## Challenge
Gather the lines below that include the string "React", copying each in full.

Rows from a dataset of pages and code
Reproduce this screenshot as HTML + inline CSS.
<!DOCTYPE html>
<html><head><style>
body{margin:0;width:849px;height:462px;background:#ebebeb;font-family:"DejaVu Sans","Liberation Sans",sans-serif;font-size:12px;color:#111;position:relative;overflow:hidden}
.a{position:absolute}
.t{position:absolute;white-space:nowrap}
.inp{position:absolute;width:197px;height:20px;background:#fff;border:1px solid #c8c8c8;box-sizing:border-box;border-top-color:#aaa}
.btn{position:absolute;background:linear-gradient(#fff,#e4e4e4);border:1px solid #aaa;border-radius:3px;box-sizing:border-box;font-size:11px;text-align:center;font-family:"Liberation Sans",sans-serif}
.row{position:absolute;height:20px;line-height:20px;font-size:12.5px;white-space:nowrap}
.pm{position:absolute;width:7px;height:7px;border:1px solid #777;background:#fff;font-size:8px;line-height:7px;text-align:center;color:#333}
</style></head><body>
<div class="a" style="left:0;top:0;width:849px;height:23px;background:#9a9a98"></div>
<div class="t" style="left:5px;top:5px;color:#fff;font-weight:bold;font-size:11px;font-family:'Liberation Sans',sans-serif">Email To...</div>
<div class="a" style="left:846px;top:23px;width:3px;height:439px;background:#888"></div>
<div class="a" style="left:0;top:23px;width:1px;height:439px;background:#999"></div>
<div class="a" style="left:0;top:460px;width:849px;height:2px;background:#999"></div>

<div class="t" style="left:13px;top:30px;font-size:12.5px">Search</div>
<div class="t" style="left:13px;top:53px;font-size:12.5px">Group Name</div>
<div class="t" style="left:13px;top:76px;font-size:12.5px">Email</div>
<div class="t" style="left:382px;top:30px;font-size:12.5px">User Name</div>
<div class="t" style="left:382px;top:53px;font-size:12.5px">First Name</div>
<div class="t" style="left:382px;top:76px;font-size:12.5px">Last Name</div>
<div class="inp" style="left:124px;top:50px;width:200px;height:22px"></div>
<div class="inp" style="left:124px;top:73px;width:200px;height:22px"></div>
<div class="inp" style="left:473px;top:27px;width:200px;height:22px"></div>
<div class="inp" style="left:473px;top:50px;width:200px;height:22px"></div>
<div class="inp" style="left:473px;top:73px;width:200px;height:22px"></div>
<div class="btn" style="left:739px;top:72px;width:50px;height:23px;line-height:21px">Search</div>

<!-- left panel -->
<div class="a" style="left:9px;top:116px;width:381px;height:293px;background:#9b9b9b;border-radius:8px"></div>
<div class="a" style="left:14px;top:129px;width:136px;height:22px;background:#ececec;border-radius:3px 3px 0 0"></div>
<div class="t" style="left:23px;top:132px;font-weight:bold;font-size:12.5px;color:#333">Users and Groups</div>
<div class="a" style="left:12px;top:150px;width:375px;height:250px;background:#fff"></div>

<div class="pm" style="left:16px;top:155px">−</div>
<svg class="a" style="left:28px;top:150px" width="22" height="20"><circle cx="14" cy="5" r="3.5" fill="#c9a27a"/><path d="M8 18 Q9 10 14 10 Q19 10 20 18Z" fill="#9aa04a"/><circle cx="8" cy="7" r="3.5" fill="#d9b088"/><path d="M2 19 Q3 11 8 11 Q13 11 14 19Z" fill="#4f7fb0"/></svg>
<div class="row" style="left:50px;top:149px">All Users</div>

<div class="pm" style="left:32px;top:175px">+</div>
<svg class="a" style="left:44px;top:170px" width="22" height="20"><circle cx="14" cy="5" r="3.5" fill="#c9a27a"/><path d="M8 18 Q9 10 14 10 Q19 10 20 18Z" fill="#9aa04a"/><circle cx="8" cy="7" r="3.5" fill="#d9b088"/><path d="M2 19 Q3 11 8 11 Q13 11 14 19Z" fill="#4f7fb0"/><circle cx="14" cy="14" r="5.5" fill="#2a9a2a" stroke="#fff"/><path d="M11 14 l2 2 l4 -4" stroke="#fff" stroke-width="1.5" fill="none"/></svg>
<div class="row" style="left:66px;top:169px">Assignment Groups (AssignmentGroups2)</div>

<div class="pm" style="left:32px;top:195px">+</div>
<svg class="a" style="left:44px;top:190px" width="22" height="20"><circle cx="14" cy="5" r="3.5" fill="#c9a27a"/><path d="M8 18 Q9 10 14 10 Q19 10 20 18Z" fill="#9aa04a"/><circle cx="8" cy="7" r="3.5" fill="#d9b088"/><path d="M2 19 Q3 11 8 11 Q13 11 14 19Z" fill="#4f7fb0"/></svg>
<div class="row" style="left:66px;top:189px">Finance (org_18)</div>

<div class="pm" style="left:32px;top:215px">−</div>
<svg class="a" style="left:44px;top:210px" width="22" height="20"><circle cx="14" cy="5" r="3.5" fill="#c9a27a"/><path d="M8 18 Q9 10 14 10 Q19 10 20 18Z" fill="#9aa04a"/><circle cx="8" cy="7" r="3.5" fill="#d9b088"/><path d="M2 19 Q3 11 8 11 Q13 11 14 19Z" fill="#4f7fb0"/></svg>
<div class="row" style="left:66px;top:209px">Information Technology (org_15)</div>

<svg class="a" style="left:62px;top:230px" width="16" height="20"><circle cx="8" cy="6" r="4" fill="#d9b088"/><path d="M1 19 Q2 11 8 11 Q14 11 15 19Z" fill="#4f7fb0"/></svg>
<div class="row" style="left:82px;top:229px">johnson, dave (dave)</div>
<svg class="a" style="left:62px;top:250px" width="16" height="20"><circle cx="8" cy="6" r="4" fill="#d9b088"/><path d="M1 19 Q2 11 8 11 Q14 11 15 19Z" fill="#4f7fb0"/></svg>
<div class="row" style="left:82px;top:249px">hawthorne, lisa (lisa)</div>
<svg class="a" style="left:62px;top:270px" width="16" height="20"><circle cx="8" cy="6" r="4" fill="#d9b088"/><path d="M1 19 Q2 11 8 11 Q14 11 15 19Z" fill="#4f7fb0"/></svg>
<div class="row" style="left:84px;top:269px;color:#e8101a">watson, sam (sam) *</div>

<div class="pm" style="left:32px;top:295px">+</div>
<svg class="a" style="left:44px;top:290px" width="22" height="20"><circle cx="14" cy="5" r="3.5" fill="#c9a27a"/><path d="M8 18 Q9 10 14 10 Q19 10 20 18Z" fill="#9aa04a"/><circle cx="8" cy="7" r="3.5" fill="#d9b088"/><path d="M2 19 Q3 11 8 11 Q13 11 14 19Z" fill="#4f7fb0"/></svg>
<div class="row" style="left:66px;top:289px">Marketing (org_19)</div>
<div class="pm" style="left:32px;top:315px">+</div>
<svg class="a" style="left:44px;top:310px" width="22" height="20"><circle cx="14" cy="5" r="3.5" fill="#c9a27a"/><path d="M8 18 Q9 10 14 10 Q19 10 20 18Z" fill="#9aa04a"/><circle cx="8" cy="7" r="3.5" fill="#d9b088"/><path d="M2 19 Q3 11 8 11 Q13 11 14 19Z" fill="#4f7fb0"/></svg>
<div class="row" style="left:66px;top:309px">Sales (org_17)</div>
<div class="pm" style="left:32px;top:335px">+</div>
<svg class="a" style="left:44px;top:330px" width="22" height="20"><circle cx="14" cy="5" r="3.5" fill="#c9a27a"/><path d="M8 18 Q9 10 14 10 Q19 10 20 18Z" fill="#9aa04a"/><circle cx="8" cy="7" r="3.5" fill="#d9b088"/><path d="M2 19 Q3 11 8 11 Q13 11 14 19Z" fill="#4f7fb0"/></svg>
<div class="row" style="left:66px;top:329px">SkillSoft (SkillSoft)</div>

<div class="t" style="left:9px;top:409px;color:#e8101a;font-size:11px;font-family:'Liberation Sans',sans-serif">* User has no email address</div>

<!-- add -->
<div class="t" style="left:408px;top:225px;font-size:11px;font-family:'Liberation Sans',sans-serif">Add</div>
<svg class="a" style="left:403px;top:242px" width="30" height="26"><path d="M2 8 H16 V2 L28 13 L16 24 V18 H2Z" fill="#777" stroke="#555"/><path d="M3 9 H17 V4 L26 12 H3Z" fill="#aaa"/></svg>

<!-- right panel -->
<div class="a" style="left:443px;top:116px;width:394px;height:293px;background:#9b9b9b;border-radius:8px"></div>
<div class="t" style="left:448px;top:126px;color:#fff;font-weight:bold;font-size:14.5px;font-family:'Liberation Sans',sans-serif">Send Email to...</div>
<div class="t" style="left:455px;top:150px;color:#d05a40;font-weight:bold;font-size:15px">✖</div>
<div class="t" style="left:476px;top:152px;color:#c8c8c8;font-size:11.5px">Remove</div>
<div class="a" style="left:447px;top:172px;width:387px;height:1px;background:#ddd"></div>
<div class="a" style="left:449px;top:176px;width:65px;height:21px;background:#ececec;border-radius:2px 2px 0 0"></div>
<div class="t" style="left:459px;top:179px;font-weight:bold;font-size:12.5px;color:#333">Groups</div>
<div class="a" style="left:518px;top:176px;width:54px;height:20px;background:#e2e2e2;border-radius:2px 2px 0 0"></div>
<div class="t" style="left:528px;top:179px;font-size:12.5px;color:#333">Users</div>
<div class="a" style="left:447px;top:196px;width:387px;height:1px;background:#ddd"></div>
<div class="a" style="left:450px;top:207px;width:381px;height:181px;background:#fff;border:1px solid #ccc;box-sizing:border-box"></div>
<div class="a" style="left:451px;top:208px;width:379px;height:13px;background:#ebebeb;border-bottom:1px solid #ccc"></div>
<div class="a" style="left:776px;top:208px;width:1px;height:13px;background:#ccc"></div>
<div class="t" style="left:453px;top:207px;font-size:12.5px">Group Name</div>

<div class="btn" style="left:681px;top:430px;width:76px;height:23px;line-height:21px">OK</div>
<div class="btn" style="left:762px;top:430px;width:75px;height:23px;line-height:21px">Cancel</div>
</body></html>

...

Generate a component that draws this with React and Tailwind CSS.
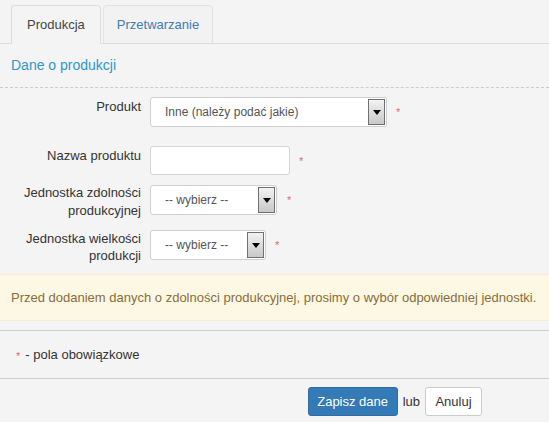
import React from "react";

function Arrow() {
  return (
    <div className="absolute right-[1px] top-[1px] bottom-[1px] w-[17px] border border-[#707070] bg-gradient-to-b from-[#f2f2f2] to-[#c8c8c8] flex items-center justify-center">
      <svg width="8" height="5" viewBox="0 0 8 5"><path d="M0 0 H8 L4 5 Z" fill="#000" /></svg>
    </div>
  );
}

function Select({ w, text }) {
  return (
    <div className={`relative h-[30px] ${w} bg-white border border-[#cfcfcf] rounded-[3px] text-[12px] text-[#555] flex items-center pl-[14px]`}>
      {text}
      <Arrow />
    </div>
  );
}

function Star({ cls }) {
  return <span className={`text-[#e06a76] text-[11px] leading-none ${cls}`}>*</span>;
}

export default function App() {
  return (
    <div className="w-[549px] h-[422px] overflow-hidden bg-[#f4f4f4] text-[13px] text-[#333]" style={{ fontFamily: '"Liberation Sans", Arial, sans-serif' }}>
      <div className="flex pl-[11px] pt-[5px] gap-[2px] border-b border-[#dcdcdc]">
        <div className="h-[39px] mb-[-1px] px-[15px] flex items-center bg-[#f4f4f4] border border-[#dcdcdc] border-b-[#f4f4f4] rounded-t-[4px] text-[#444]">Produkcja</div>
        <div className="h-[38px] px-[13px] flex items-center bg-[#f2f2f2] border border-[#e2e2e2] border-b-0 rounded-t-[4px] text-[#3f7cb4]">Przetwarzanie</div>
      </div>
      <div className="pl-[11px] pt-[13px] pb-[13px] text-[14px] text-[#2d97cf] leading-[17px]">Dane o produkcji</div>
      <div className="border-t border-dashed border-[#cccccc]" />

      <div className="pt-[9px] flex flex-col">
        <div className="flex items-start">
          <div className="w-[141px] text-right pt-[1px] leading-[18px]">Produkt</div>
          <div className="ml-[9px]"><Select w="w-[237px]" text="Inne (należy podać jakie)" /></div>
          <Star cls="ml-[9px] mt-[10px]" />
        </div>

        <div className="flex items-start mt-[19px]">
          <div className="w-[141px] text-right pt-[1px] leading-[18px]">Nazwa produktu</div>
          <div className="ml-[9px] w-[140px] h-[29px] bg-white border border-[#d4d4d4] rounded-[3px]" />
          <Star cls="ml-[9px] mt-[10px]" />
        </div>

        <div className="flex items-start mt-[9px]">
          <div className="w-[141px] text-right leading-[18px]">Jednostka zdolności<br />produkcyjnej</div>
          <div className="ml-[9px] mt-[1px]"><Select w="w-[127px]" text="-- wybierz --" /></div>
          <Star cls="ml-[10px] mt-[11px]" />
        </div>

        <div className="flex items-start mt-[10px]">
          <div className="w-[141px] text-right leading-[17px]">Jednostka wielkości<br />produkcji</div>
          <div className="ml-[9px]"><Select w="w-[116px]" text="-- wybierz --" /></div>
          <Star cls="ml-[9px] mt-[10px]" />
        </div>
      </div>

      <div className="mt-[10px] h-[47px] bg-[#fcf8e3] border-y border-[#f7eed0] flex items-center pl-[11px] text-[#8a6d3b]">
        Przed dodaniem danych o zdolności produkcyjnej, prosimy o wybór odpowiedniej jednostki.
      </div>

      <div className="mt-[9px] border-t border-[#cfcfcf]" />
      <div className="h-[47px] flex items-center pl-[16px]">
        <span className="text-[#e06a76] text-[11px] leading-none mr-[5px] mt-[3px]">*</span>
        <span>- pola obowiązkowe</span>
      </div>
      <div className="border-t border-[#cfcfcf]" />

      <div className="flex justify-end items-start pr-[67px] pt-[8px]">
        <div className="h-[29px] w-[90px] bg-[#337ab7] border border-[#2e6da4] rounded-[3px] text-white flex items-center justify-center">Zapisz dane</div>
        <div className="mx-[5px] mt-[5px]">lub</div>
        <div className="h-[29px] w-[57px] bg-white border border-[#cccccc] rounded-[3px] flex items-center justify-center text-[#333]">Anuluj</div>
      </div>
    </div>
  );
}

## Final result
Generate a component that draws this with React and Tailwind CSS.
import React from "react";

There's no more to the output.